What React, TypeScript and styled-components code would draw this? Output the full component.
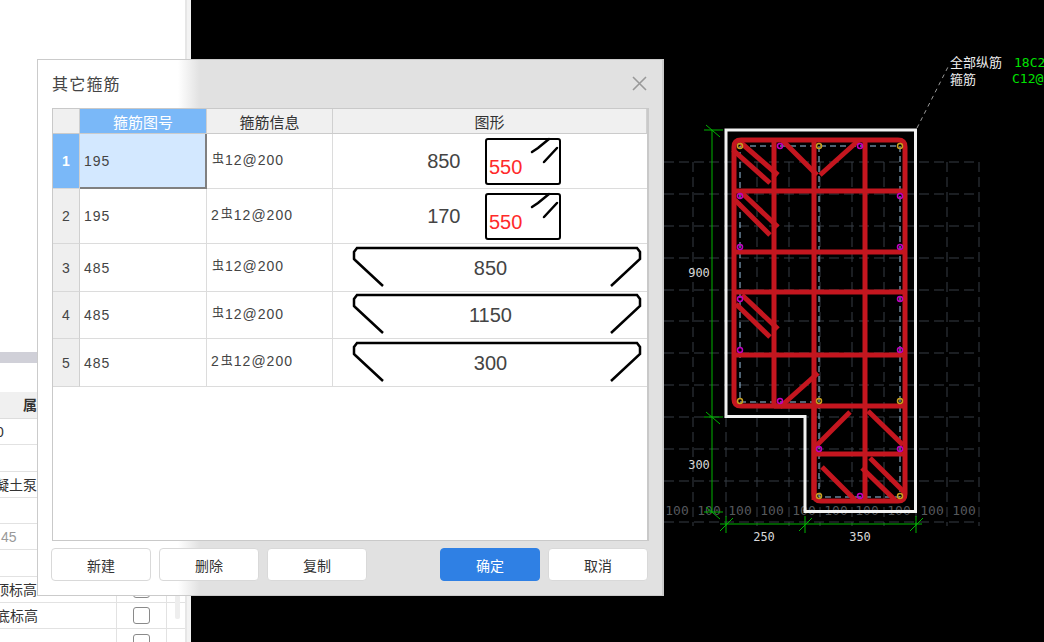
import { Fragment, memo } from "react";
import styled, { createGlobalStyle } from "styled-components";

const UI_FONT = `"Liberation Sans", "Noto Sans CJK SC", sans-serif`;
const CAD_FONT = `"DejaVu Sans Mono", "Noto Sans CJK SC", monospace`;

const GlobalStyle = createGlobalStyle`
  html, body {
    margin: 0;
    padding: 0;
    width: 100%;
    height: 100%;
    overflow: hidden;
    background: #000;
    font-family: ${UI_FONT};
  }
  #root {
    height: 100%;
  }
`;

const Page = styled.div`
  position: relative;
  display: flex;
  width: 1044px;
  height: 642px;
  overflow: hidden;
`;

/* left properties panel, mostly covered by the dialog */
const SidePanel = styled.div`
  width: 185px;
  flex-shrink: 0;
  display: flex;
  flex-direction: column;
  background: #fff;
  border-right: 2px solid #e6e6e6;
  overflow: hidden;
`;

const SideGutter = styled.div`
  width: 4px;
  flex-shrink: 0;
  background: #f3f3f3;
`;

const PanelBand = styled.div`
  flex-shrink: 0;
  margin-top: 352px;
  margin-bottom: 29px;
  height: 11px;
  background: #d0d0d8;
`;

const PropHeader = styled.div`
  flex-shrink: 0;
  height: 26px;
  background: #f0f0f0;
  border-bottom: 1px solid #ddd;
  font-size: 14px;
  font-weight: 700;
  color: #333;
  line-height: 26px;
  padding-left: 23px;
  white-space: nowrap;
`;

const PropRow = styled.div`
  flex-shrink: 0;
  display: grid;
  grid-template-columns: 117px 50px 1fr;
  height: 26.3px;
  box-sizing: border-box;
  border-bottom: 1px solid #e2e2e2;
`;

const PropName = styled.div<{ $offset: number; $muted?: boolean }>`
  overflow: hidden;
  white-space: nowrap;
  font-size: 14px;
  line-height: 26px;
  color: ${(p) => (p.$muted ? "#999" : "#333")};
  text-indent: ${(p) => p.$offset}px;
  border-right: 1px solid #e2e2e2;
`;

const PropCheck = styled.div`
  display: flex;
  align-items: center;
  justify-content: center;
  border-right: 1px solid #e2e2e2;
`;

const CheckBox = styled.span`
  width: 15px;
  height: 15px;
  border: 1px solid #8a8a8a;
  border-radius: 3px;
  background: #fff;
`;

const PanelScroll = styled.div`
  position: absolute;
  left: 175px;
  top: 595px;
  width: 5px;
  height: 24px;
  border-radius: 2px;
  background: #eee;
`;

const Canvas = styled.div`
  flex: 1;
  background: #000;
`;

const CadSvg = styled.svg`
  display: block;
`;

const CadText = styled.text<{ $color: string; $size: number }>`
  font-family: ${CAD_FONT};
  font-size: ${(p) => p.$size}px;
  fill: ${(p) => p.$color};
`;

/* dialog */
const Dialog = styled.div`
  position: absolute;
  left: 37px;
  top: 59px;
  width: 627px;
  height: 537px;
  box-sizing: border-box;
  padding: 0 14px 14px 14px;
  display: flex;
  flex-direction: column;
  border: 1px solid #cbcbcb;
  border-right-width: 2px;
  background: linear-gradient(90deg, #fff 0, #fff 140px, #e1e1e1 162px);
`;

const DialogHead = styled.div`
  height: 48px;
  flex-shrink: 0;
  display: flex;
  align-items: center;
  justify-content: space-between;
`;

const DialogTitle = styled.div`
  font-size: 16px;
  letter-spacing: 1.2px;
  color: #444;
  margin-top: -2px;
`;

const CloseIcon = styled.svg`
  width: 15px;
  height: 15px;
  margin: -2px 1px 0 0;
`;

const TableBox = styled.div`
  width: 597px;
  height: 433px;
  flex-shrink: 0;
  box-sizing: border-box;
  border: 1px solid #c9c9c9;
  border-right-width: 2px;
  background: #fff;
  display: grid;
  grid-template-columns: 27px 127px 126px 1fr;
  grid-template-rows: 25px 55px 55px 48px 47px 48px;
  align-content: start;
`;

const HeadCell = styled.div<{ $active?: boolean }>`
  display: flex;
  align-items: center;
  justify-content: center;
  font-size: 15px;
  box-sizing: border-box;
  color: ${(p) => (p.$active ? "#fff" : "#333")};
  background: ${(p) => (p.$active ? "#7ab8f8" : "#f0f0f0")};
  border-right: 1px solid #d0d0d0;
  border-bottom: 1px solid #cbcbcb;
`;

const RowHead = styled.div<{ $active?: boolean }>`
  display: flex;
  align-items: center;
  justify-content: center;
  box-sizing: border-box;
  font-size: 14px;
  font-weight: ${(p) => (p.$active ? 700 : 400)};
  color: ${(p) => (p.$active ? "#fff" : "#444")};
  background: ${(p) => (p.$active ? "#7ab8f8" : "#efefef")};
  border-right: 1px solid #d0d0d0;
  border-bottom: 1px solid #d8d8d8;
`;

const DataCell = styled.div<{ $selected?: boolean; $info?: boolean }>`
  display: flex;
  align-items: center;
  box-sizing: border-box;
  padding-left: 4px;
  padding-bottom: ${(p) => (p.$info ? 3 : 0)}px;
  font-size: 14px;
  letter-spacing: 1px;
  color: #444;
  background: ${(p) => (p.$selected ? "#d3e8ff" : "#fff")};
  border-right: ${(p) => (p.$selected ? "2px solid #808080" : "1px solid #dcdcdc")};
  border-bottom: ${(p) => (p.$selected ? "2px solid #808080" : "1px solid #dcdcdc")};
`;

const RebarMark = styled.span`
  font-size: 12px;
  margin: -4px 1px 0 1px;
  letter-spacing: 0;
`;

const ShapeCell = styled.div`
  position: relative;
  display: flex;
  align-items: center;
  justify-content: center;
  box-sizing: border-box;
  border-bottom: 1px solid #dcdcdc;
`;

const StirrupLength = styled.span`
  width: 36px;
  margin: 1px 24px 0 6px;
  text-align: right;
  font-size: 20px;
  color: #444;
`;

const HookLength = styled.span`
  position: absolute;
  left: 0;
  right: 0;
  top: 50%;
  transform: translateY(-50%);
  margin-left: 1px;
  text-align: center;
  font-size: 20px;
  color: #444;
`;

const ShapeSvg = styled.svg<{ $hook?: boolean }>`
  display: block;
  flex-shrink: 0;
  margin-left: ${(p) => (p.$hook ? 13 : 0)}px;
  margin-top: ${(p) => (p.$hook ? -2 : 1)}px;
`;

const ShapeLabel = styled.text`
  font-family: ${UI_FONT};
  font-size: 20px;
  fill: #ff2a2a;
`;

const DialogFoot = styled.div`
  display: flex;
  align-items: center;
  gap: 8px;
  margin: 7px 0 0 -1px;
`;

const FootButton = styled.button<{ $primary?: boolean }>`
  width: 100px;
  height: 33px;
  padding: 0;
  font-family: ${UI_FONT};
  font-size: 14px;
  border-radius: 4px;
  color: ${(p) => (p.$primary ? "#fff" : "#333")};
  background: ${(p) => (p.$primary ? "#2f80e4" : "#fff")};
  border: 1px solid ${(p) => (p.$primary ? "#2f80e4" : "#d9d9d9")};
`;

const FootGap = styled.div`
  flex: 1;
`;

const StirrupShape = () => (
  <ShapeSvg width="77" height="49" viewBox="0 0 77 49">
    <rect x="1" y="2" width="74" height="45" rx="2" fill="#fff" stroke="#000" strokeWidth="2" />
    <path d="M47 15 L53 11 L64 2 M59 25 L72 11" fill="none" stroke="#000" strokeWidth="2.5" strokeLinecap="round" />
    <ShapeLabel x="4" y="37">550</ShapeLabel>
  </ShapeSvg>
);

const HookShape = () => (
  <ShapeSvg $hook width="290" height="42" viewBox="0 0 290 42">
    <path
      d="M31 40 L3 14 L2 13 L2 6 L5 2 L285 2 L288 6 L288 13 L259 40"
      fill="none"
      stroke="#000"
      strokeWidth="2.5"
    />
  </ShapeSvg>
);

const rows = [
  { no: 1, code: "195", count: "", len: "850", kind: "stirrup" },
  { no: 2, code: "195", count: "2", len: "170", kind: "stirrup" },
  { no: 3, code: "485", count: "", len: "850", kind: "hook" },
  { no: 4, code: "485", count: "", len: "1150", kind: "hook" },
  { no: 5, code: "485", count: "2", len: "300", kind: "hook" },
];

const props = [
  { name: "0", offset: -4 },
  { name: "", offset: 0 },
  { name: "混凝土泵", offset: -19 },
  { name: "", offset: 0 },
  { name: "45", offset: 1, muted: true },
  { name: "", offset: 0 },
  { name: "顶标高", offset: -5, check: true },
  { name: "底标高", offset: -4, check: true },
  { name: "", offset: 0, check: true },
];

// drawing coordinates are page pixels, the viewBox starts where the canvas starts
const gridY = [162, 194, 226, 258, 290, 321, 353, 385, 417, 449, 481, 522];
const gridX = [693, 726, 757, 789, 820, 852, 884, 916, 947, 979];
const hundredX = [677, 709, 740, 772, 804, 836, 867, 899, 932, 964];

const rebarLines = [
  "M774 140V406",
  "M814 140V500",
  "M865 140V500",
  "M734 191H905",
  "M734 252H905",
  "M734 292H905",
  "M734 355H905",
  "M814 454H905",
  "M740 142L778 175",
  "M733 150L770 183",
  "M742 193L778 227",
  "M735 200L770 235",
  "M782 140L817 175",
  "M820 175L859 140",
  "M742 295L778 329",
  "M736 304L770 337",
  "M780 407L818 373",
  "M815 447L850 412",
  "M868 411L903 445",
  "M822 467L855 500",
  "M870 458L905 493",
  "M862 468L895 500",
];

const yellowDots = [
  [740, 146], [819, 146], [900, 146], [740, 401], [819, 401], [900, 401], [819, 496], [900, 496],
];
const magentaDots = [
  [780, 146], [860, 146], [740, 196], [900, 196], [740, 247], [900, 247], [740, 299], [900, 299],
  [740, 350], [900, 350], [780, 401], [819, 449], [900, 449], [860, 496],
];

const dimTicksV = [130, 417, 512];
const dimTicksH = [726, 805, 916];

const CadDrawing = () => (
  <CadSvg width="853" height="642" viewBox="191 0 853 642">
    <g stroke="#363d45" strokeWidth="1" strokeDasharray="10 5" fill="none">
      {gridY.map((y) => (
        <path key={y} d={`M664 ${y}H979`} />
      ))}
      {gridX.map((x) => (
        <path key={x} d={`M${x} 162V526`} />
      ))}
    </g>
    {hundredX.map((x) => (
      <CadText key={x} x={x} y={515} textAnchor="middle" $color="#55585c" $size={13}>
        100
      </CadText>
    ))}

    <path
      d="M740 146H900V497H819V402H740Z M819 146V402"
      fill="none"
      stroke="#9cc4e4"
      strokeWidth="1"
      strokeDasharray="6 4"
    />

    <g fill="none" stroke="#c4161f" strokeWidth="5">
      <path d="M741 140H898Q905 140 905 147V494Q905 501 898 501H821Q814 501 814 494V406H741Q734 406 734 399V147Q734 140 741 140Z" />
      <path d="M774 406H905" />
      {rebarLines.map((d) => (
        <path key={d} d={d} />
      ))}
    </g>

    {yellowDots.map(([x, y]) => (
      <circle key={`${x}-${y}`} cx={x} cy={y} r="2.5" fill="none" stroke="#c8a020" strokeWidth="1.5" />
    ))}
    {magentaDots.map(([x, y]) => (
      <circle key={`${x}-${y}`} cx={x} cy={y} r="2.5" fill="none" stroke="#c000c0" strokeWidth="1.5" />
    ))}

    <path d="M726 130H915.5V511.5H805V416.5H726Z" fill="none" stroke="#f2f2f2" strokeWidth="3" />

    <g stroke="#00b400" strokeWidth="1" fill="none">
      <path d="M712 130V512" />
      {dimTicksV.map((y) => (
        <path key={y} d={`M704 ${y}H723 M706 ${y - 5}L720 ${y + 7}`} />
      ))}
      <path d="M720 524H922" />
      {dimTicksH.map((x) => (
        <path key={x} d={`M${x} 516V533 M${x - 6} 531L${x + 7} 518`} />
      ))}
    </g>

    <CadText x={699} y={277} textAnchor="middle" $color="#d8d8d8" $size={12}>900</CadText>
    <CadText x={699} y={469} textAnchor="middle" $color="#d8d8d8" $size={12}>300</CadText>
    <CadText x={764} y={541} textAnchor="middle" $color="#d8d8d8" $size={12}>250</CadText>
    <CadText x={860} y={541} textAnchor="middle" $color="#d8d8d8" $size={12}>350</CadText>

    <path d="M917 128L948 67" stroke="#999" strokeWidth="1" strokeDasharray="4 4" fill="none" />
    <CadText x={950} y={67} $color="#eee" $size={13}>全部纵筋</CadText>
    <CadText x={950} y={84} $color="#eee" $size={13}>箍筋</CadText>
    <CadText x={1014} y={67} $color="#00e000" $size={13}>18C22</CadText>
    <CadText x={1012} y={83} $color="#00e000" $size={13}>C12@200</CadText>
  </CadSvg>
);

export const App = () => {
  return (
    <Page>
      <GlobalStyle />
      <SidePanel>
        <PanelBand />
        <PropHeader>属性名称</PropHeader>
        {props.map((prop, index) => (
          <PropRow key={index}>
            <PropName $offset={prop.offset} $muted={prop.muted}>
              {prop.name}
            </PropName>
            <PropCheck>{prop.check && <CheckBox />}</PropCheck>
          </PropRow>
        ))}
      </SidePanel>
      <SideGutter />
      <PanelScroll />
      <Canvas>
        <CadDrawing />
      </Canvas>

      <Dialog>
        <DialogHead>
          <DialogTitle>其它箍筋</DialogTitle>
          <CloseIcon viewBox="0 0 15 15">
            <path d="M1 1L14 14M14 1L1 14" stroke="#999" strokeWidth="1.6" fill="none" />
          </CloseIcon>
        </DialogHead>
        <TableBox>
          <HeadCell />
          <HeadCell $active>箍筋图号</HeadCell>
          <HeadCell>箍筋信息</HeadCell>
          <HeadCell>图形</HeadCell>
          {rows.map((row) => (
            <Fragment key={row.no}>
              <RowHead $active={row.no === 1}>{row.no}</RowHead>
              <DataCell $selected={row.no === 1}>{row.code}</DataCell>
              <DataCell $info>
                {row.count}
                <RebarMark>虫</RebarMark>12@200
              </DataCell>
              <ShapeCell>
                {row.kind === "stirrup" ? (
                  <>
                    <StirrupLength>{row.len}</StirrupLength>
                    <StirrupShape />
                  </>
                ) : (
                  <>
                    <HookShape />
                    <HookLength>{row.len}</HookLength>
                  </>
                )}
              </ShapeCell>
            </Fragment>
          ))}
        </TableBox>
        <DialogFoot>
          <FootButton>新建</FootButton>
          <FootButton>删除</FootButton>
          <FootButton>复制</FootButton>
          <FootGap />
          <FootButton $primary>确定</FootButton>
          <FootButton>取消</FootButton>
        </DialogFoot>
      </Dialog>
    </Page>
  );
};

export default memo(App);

■ ■ ■

Look through the data above. Each line containing the word "components" needs to be copied.

What React, TypeScript and styled-components code would draw this? Output the full component.
import styled, { createGlobalStyle } from "styled-components";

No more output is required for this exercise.